Under the 2009 deal worked out between the UAW, the automakers and the Obama administration to restructure the US auto industry, the eight-hour day has been abolished, and workers regularly labor 10-12 hours with no overtime pay. After agreeing to a 50 percent cut in wages for new hires, thousands of young workers now make the equivalent, in real terms, of what auto workers earned one hundred years ago.
The UAW used labor costs at the nonunion “transplants” in the South as the benchmark for reducing the wages and benefits of workers at the Detroit’s Big Three automakers, which have reduced labor costs by nearly 30 percent over the last six years. This has allowed the UAW to pitch itself as a cost-cutter to the European and Asian-owned automakers.
According to one media account, Frank Fischer, CEO of Volkswagen Chattanooga, “seemed saddened by the outcome,” which was announced at a joint VW-UAW press conference last Friday night. Basing itself on its successful collusion with the IG Metall in Germany, VW sees setting up a works council in Tennessee as an essential device for suppressing opposition and imposing its dictates behind the façade of “co-determination.”
In order to do this, however, VW needs the UAW because a workers council—which is committed solely to the interests of the company—would be illegal under US labor law, unless workers at the factory were represented by an ostensibly “independent union.”
King first sought to get VW to certify the union without workers voting at all, claiming a majority had already signed cards in favor of the UAW. Officials from IG Metall, which has seats on the company’s supervisory board, sought to bully workers into voting for the UAW by suggesting their jobs depended on bringing a works council into the Tennessee plant.
In explaining the clause contained in the “neutrality agreement,” UAW head Bob King released a statement summing up the organization’s corporatist outlook, “Our philosophy,” he said, “is every company that we work with, we’re concerned about competitiveness. We work together with companies to have the highest quality, the highest productivity… What I hope the American public understands is that those people who attack this are attacking labor-management cooperation. They don’t believe in workers and management working together.”

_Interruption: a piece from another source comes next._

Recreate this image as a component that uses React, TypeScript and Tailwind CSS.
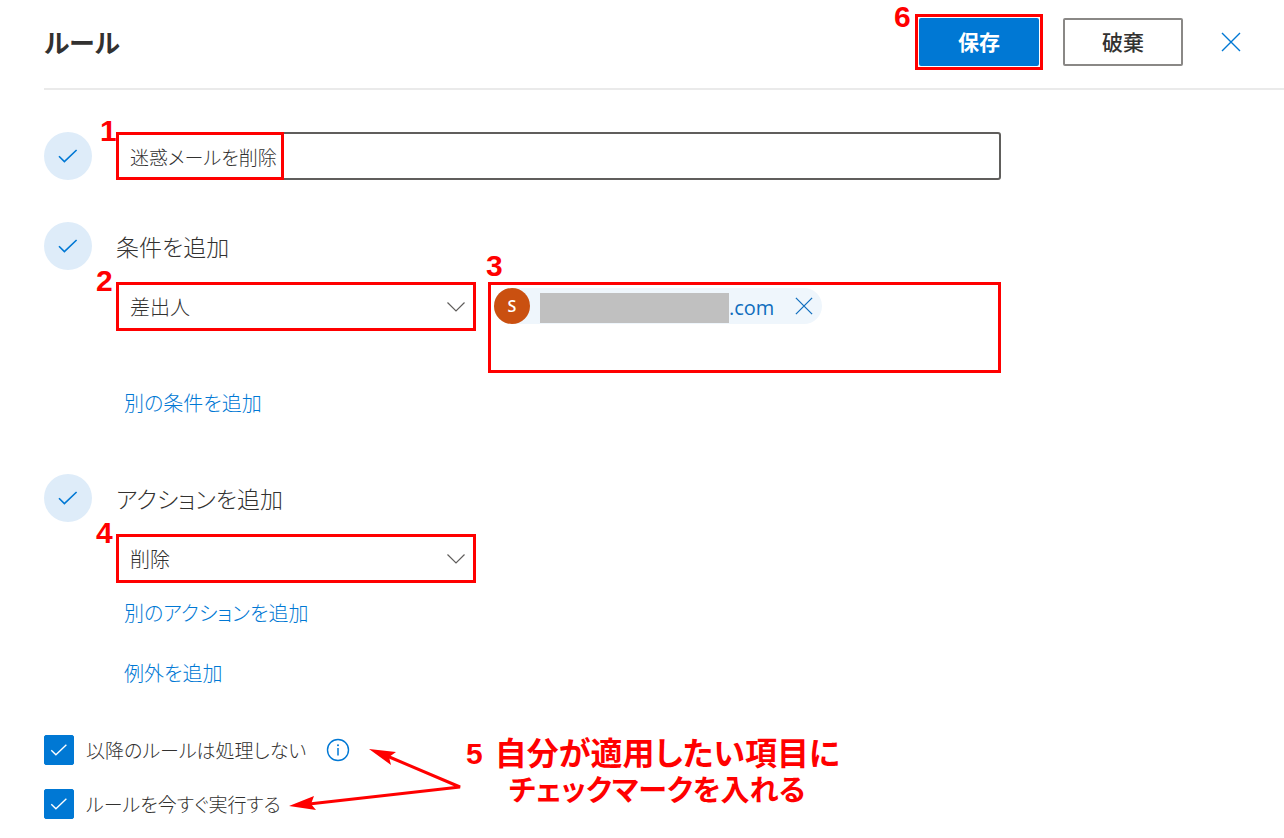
import React, { useState } from 'react';
import clsx from 'clsx';

interface CalloutProps {
  children: React.ReactNode;
  className: string;
}

interface StepProps {
  title?: string;
  children?: React.ReactNode;
}

interface DropdownProps {
  id: string;
  label: string;
  options: string[];
}

interface OptionProps {
  id: string;
  label: string;
}

function CheckIcon({ className }: { className: string }) {
  return (
    <svg viewBox="0 0 20 14" fill="none" stroke="currentColor" className={className}>
      <path d="M1 7.2 6.4 12.6 18.6 1" strokeWidth="1.6" />
    </svg>
  );
}

function CloseIcon({ className }: { className: string }) {
  return (
    <svg viewBox="0 0 20 20" fill="none" stroke="currentColor" className={className}>
      <path d="M1 1 19 19M19 1 1 19" strokeWidth="1.4" />
    </svg>
  );
}

function Callout({ children, className }: CalloutProps) {
  return (
    <span
      className={clsx(
        "pointer-events-none absolute font-['Liberation_Sans',sans-serif] text-[30px] leading-[30px] font-bold text-[#ff0000]",
        className
      )}
    >
      {children}
    </span>
  );
}

function Step({ title, children }: StepProps) {
  return (
    <section className="flex gap-6">
      <div className="flex size-12 shrink-0 items-center justify-center rounded-full bg-[#deecf9]">
        <CheckIcon className="h-[14px] w-5 text-[#0078d4]" />
      </div>
      <div className="max-w-[885px] min-w-0 flex-1">
        {title && <h2 className="mb-3 text-[23px] leading-[48px] font-light">{title}</h2>}
        {children}
      </div>
    </section>
  );
}

function Dropdown({ id, label, options }: DropdownProps) {
  return (
    <div className="grid h-[49px] w-[360px] items-center border-3 border-[#ff0000]">
      <select
        id={id}
        aria-label={label}
        className="col-start-1 row-start-1 h-full w-full appearance-none bg-transparent pr-10 pl-[11px] text-xl font-light outline-none"
      >
        {options.map((option) => (
          <option key={option}>{option}</option>
        ))}
      </select>
      <svg
        viewBox="0 0 18 10"
        fill="none"
        stroke="#605e5c"
        className="pointer-events-none col-start-1 row-start-1 mr-2 h-[10px] w-[18px] justify-self-end"
      >
        <path d="M.5.5 9 9 17.5.5" strokeWidth="1.2" />
      </svg>
    </div>
  );
}

function AddLink({ children }: { children: React.ReactNode }) {
  return (
    <a href="#" className="block w-fit px-2 text-xl leading-9 font-light text-[#0078d4]">
      {children}
    </a>
  );
}

function Option({ id, label }: OptionProps) {
  const [checked, setChecked] = useState(true);

  return (
    <div className="flex items-center">
      <div className="grid size-[30px] place-items-center">
        <input
          id={id}
          type="checkbox"
          checked={checked}
          onChange={(e) => setChecked(e.target.checked)}
          className="col-start-1 row-start-1 size-[30px] appearance-none rounded-xs border border-[#0078d4] checked:bg-[#0078d4]"
        />
        {checked && (
          <CheckIcon className="pointer-events-none col-start-1 row-start-1 h-3 w-[18px] text-white" />
        )}
      </div>
      <label htmlFor={id} className="pl-3 text-[19px] leading-[30px] font-light">
        {label}
      </label>
    </div>
  );
}

export default function App() {
  const [name, setName] = useState('迷惑メールを削除');

  return (
    <div className="min-h-screen bg-white pb-5 pl-11 font-['Noto_Sans_CJK_JP',sans-serif] text-[#323130] [font-feature-settings:'palt']">
      <header className="flex h-[90px] items-center justify-between border-b-2 border-[#eaeaea] pr-[29px] pb-1">
        <h1 className="text-[26px] leading-10 font-bold">ルール</h1>
        <div className="flex items-center gap-5">
          <div className="relative border-3 border-[#ff0000] p-px">
            <button className="block h-12 w-[120px] rounded-xs bg-[#0078d4] text-[21px] font-bold text-white">
              保存
            </button>
            <Callout className="-top-[15px] -left-6">6</Callout>
          </div>
          <button className="h-12 w-[120px] rounded-xs border-2 border-[#8a8886] text-[21px] font-medium">
            破棄
          </button>
          <button aria-label="閉じる" className="ml-1 flex size-12 items-center justify-center text-[#0078d4]">
            <CloseIcon className="size-5" />
          </button>
        </div>
      </header>

      <main className="pt-[42px]">
        <Step>
          <div className="relative">
            <input
              type="text"
              aria-label="ルール名"
              value={name}
              onChange={(e) => setName(e.target.value)}
              className="block h-12 w-full rounded-[3px] border-2 border-[#605e5c] px-3 text-[19px] font-light outline-none"
            />
            <div className="pointer-events-none absolute top-0 left-0 h-12 w-[168px] border-3 border-[#ff0000]" />
            <Callout className="-top-4 -left-4">1</Callout>
          </div>
        </Step>

        <div className="mt-[42px]">
          <Step title="条件を追加">
            <div className="flex items-start gap-3">
              <div className="relative">
                <Dropdown id="condition" label="条件" options={['差出人', '件名', '宛先']} />
                <Callout className="-top-4 -left-5">2</Callout>
              </div>
              <div className="relative h-[91px] flex-1 border-3 border-[#ff0000] p-[3px]">
                <div className="flex h-9 w-fit items-center rounded-full bg-[#eff6fc] pr-2">
                  <span className="flex size-9 items-center justify-center rounded-full bg-[#ca5010] font-['Open_Sans',sans-serif] text-base font-semibold text-white">
                    S
                  </span>
                  <span className="flex items-center pt-1 pl-[10px]">
                    <span className="h-[30px] w-[189px] bg-[#c0c0c0]" />
                    <span className="font-['Open_Sans',sans-serif] text-xl leading-[30px] text-[#106ebe]">.com</span>
                  </span>
                  <button aria-label="削除" className="ml-5 flex size-5 items-center justify-center text-[#106ebe]">
                    <CloseIcon className="size-[18px]" />
                  </button>
                </div>
                <Callout className="-top-[34px] -left-[5px]">3</Callout>
              </div>
            </div>
            <div className="mt-3">
              <AddLink>別の条件を追加</AddLink>
            </div>
          </Step>
        </div>

        <div className="mt-[53px]">
          <Step title="アクションを追加">
            <div className="relative w-fit">
              <Dropdown id="action" label="アクション" options={['削除', '移動', 'コピー']} />
              <Callout className="-top-4 -left-5">4</Callout>
            </div>
            <div className="mt-3 flex flex-col gap-6">
              <AddLink>別のアクションを追加</AddLink>
              <AddLink>例外を追加</AddLink>
            </div>
          </Step>
        </div>

        <div className="relative mt-11 flex flex-col gap-6">
          <div className="flex items-center gap-5">
            <Option id="stop-processing" label="以降のルールは処理しない" />
            <button aria-label="詳細情報" className="text-[#0078d4]">
              <svg viewBox="0 0 24 24" fill="none" stroke="currentColor" className="size-6">
                <circle cx="12" cy="12" r="10.5" strokeWidth="1.4" />
                <path d="M12 10v7.5" strokeWidth="1.5" />
                <circle cx="12" cy="7.2" r="1" fill="currentColor" stroke="none" />
              </svg>
            </button>
          </div>
          <Option id="run-now" label="ルールを今すぐ実行する" />

          {/* arrows pointing at both options */}
          <svg
            viewBox="0 0 172 66"
            className="pointer-events-none absolute top-[11px] left-[245px] h-[66px] w-[172px]"
          >
            <path d="M98 10 171 41 20 58" fill="none" stroke="#ff0000" strokeWidth="3" strokeLinejoin="bevel" />
            <path d="M80 3 107 6 100 11 102 19ZM0 60 25 50 22 58 27 64Z" fill="#ff0000" />
          </svg>
          <div className="pointer-events-none absolute -top-0.5 left-[422px] flex gap-3 font-bold whitespace-nowrap text-[#ff0000]">
            <span className="font-['Liberation_Sans',sans-serif] text-[30px] leading-[42px]">5</span>
            <div className="leading-[37px]">
              <p className="text-[32px]">自分が適用したい項目に</p>
              <p className="pl-[14px] text-[29px]">チェックマークを入れる</p>
            </div>
          </div>
        </div>
      </main>
    </div>
  );
}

This is nothing but a company union. Since the Great Depression US labor law has prohibited such organizations, identifying them as, in essence, another layer of management organically hostile to the workers they falsely claim to represent. It was then understood that such organizations could have no other purpose than policing the workforce.
In the 1920s and 1930s, the US automakers used company unions as a bulwark against organizations that sought to articulate workers’ interests—i.e., real unions, including at one time the UAW. The longstanding prohibition of company unions, established with the National Labor Relations Act of 1935, is based on the tacit admission that workers and bosses have a different set of interests. As King’s statement makes clear, the UAW denies this elementary principle.
As a result of decades of betrayals, UAW membership has fallen from 1.5 million in 1979 to 380,000 today. The latest defeat in the South, combined with the anticipated loss of millions in income once dues payments become voluntary for auto workers under Michigan’s right-to-work law next year, could lead to the complete collapse of this rotten organization.
This threat to the bloated salaries of thousands of union executives will no doubt accelerate the transformation of the UAW into a purely business operation. The UAW already sits atop immense financial resources. Recently Italian automaker Fiat paid the UAW-controlled retiree trust fund $4.35 billion to buy out its stake in Chrysler. The trust also controls billions more in GM and Ford stock. This has given the UAW even greater financial incentive to ramp up the exploitation of workers.
The repudiation of the UAW in Chattanooga takes place within the context of a growing rebellion of workers in recent years against the pro-company organization. In January 2010, at the NUMMI plant in Fremont, California, the UAW called police in to defend its officials from workers enraged over the union’s collusion in the plant’s closure. Later that year workers from a GM stamping plant in Indianapolis chased out of a meeting union officials—who were pushing a contract that included a 50 percent pay cut—and established an independent rank-and-file committee.
Auto workers, no doubt, need organization to unite against the global auto giants. But these must be organizations of struggle, controlled by rank-and-file workers themselves, and completely independent of the UAW and other unions, the corporations and big business politicians. Moreover, they must be based on an entirely new strategy: the fight for the international unity of the working class and the political mobilization of the working class against the capitalist system.